- Directive
Return all the data below as it stands, minus the pictures.

- Provided material
_ _ _
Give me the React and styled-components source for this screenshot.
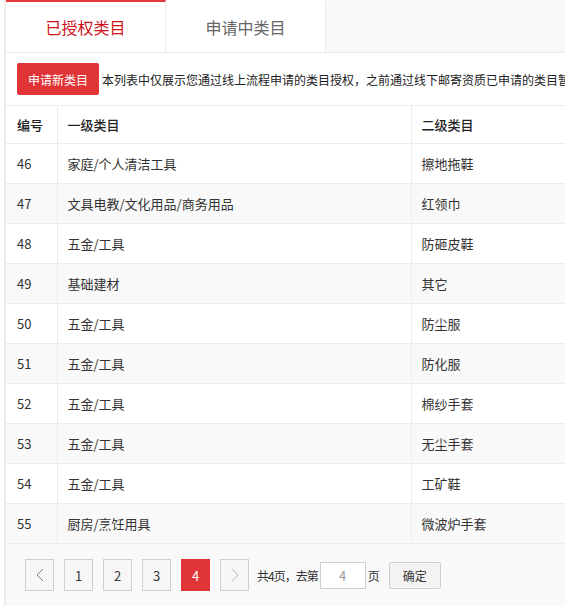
import React from 'react'
import styled, { createGlobalStyle } from 'styled-components'

const GlobalStyle = createGlobalStyle`
  html, body {
    margin: 0;
    padding: 0;
    background: #fff;
  }
  body {
    font-family: "Noto Sans CJK SC", "Microsoft YaHei", sans-serif;
    color: #333;
  }
`

const Frame = styled.div`
  width: 561px;
  height: 606px;
  margin-left: 4px;
  border-left: 2px solid #ececec;
  overflow: hidden;
  display: flex;
  flex-direction: column;
`

const TabBar = styled.div`
  display: flex;
  height: 52px;
  background: #f8f8f8;
`

const Tab = styled.div`
  width: 160px;
  box-sizing: border-box;
  display: flex;
  align-items: center;
  justify-content: center;
  background: #fff;
  border-right: 1px solid #ebebeb;
  border-top: 2px solid ${p => (p.$active ? '#e2383c' : 'transparent')};
  color: ${p => (p.$active ? '#d0121b' : '#666')};
  font-size: 16px;
  padding-bottom: 1px;
`

const Panel = styled.div`
  flex: 1;
  display: flex;
  flex-direction: column;
  border-top: 1px solid #ececec;
  background: #fff;
`

const Toolbar = styled.div`
  display: flex;
  align-items: center;
  gap: 3px;
  padding: 10px 0 10px 11px;
  white-space: nowrap;
`

const RedButton = styled.button`
  flex: none;
  width: 82px;
  height: 32px;
  border: none;
  border-radius: 2px;
  background: #e13436;
  color: #fff;
  font-family: inherit;
  font-size: 12px;
  padding: 0;
`

const Note = styled.span`
  font-size: 12px;
  color: #222;
`

const Table = styled.table`
  width: 760px;
  border-collapse: collapse;
  font-size: 13px;
  color: #333;
  border-top: 1px solid #ececec;
`

const Cell = styled.td`
  height: 40px;
  padding: 0 10px;
  border-bottom: 1px solid #ececec;
  border-right: 1px solid #ececec;
  text-align: left;
  font-weight: ${p => (p.$head ? 500 : 400)};
  color: ${p => (p.$head ? '#222' : '#333')};
  width: ${p => p.$w || 'auto'};
  box-sizing: border-box;
  &:first-child {
    padding-left: 11px;
  }
`

const HeadCell = styled(Cell).attrs({ as: 'th' })`
  height: 38px;
`

const Row = styled.tr`
  background: ${p => (p.$striped ? '#f9f9f9' : '#fff')};
`

const Pager = styled.div`
  flex: 1;
  background: #f9f9f9;
  display: flex;
  align-items: flex-start;
  padding: 15px 0 0 19px;
  font-size: 12px;
  color: #333;
`

const PageButton = styled.div`
  width: 29px;
  height: 32px;
  box-sizing: border-box;
  margin-right: 10px;
  display: flex;
  align-items: center;
  justify-content: center;
  font-size: 13px;
  border: 1px solid ${p => (p.$active ? '#e13436' : '#cfcfcf')};
  background: ${p => (p.$active ? '#e13436' : '#f7f7f7')};
  color: ${p => (p.$active ? '#fff' : '#333')};
`

const Jump = styled.div`
  display: flex;
  align-items: center;
  height: 32px;
  margin-left: -2px;
`

const JumpText = styled.span`
  letter-spacing: -1px;
`

const PageInput = styled.div`
  width: 46px;
  height: 27px;
  box-sizing: border-box;
  margin: 0 2px 0 2px;
  border: 1px solid #cfcfcf;
  background: #fff;
  color: #999;
  font-size: 13px;
  display: flex;
  align-items: center;
  justify-content: center;
`

const ConfirmButton = styled.div`
  width: 52px;
  height: 27px;
  box-sizing: border-box;
  margin-left: 9px;
  border: 1px solid #cfcfcf;
  border-radius: 2px;
  background: #f3f3f3;
  display: flex;
  align-items: center;
  justify-content: center;
  font-size: 12px;
  color: #333;
`

const Chevron = ({ dir, color }) => (
  <svg width="8" height="14" viewBox="0 0 8 14">
    <path
      d={dir === 'left' ? 'M7 1 L1 7 L7 13' : 'M1 1 L7 7 L1 13'}
      fill="none"
      stroke={color}
      strokeWidth="1"
    />
  </svg>
)

const rows = [
  [46, '家庭/个人清洁工具', '擦地拖鞋'],
  [47, '文具电教/文化用品/商务用品', '红领巾'],
  [48, '五金/工具', '防砸皮鞋'],
  [49, '基础建材', '其它'],
  [50, '五金/工具', '防尘服'],
  [51, '五金/工具', '防化服'],
  [52, '五金/工具', '棉纱手套'],
  [53, '五金/工具', '无尘手套'],
  [54, '五金/工具', '工矿鞋'],
  [55, '厨房/烹饪用具', '微波炉手套'],
]

export default function App() {
  return (
    <>
      <GlobalStyle />
      <Frame>
        <TabBar>
          <Tab $active>已授权类目</Tab>
          <Tab>申请中类目</Tab>
        </TabBar>
        <Panel>
          <Toolbar>
            <RedButton>申请新类目</RedButton>
            <Note>本列表中仅展示您通过线上流程申请的类目授权，之前通过线下邮寄资质已申请的类目暂不在此展示</Note>
          </Toolbar>
          <Table>
            <thead>
              <tr>
                <HeadCell $head $w="51px">编号</HeadCell>
                <HeadCell $head $w="354px">一级类目</HeadCell>
                <HeadCell $head>二级类目</HeadCell>
              </tr>
            </thead>
            <tbody>
              {rows.map((r, i) => (
                <Row key={r[0]} $striped={i % 2 === 1}>
                  <Cell>{r[0]}</Cell>
                  <Cell>{r[1]}</Cell>
                  <Cell>{r[2]}</Cell>
                </Row>
              ))}
            </tbody>
          </Table>
          <Pager>
            <PageButton><Chevron dir="left" color="#8a7a70" /></PageButton>
            {[1, 2, 3, 4].map(n => (
              <PageButton key={n} $active={n === 4}>{n}</PageButton>
            ))}
            <PageButton><Chevron dir="right" color="#bbb" /></PageButton>
            <Jump>
              <JumpText>共4页，去第</JumpText>
              <PageInput>4</PageInput>
              页
              <ConfirmButton>确定</ConfirmButton>
            </Jump>
          </Pager>
        </Panel>
      </Frame>
    </>
  )
}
_ _ _
- Final answer
Give me the React and styled-components source for this screenshot.
import React from 'react'
import styled, { createGlobalStyle } from 'styled-components'

const GlobalStyle = createGlobalStyle`
  html, body {
    margin: 0;
    padding: 0;
    background: #fff;
  }
  body {
    font-family: "Noto Sans CJK SC", "Microsoft YaHei", sans-serif;
    color: #333;
  }
`

const Frame = styled.div`
  width: 561px;
  height: 606px;
  margin-left: 4px;
  border-left: 2px solid #ececec;
  overflow: hidden;
  display: flex;
  flex-direction: column;
`

const TabBar = styled.div`
  display: flex;
  height: 52px;
  background: #f8f8f8;
`

const Tab = styled.div`
  width: 160px;
  box-sizing: border-box;
  display: flex;
  align-items: center;
  justify-content: center;
  background: #fff;
  border-right: 1px solid #ebebeb;
  border-top: 2px solid ${p => (p.$active ? '#e2383c' : 'transparent')};
  color: ${p => (p.$active ? '#d0121b' : '#666')};
  font-size: 16px;
  padding-bottom: 1px;
`

const Panel = styled.div`
  flex: 1;
  display: flex;
  flex-direction: column;
  border-top: 1px solid #ececec;
  background: #fff;
`

const Toolbar = styled.div`
  display: flex;
  align-items: center;
  gap: 3px;
  padding: 10px 0 10px 11px;
  white-space: nowrap;
`

const RedButton = styled.button`
  flex: none;
  width: 82px;
  height: 32px;
  border: none;
  border-radius: 2px;
  background: #e13436;
  color: #fff;
  font-family: inherit;
  font-size: 12px;
  padding: 0;
`

const Note = styled.span`
  font-size: 12px;
  color: #222;
`

const Table = styled.table`
  width: 760px;
  border-collapse: collapse;
  font-size: 13px;
  color: #333;
  border-top: 1px solid #ececec;
`

const Cell = styled.td`
  height: 40px;
  padding: 0 10px;
  border-bottom: 1px solid #ececec;
  border-right: 1px solid #ececec;
  text-align: left;
  font-weight: ${p => (p.$head ? 500 : 400)};
  color: ${p => (p.$head ? '#222' : '#333')};
  width: ${p => p.$w || 'auto'};
  box-sizing: border-box;
  &:first-child {
    padding-left: 11px;
  }
`

const HeadCell = styled(Cell).attrs({ as: 'th' })`
  height: 38px;
`

const Row = styled.tr`
  background: ${p => (p.$striped ? '#f9f9f9' : '#fff')};
`

const Pager = styled.div`
  flex: 1;
  background: #f9f9f9;
  display: flex;
  align-items: flex-start;
  padding: 15px 0 0 19px;
  font-size: 12px;
  color: #333;
`

const PageButton = styled.div`
  width: 29px;
  height: 32px;
  box-sizing: border-box;
  margin-right: 10px;
  display: flex;
  align-items: center;
  justify-content: center;
  font-size: 13px;
  border: 1px solid ${p => (p.$active ? '#e13436' : '#cfcfcf')};
  background: ${p => (p.$active ? '#e13436' : '#f7f7f7')};
  color: ${p => (p.$active ? '#fff' : '#333')};
`

const Jump = styled.div`
  display: flex;
  align-items: center;
  height: 32px;
  margin-left: -2px;
`

const JumpText = styled.span`
  letter-spacing: -1px;
`

const PageInput = styled.div`
  width: 46px;
  height: 27px;
  box-sizing: border-box;
  margin: 0 2px 0 2px;
  border: 1px solid #cfcfcf;
  background: #fff;
  color: #999;
  font-size: 13px;
  display: flex;
  align-items: center;
  justify-content: center;
`

const ConfirmButton = styled.div`
  width: 52px;
  height: 27px;
  box-sizing: border-box;
  margin-left: 9px;
  border: 1px solid #cfcfcf;
  border-radius: 2px;
  background: #f3f3f3;
  display: flex;
  align-items: center;
  justify-content: center;
  font-size: 12px;
  color: #333;
`

const Chevron = ({ dir, color }) => (
  <svg width="8" height="14" viewBox="0 0 8 14">
    <path
      d={dir === 'left' ? 'M7 1 L1 7 L7 13' : 'M1 1 L7 7 L1 13'}
      fill="none"
      stroke={color}
      strokeWidth="1"
    />
  </svg>
)

const rows = [
  [46, '家庭/个人清洁工具', '擦地拖鞋'],
  [47, '文具电教/文化用品/商务用品', '红领巾'],
  [48, '五金/工具', '防砸皮鞋'],
  [49, '基础建材', '其它'],
  [50, '五金/工具', '防尘服'],
  [51, '五金/工具', '防化服'],
  [52, '五金/工具', '棉纱手套'],
  [53, '五金/工具', '无尘手套'],
  [54, '五金/工具', '工矿鞋'],
  [55, '厨房/烹饪用具', '微波炉手套'],
]

export default function App() {
  return (
    <>
      <GlobalStyle />
      <Frame>
        <TabBar>
          <Tab $active>已授权类目</Tab>
          <Tab>申请中类目</Tab>
        </TabBar>
        <Panel>
          <Toolbar>
            <RedButton>申请新类目</RedButton>
            <Note>本列表中仅展示您通过线上流程申请的类目授权，之前通过线下邮寄资质已申请的类目暂不在此展示</Note>
          </Toolbar>
          <Table>
            <thead>
              <tr>
                <HeadCell $head $w="51px">编号</HeadCell>
                <HeadCell $head $w="354px">一级类目</HeadCell>
                <HeadCell $head>二级类目</HeadCell>
              </tr>
            </thead>
            <tbody>
              {rows.map((r, i) => (
                <Row key={r[0]} $striped={i % 2 === 1}>
                  <Cell>{r[0]}</Cell>
                  <Cell>{r[1]}</Cell>
                  <Cell>{r[2]}</Cell>
                </Row>
              ))}
            </tbody>
          </Table>
          <Pager>
            <PageButton><Chevron dir="left" color="#8a7a70" /></PageButton>
            {[1, 2, 3, 4].map(n => (
              <PageButton key={n} $active={n === 4}>{n}</PageButton>
            ))}
            <PageButton><Chevron dir="right" color="#bbb" /></PageButton>
            <Jump>
              <JumpText>共4页，去第</JumpText>
              <PageInput>4</PageInput>
              页
              <ConfirmButton>确定</ConfirmButton>
            </Jump>
          </Pager>
        </Panel>
      </Frame>
    </>
  )
}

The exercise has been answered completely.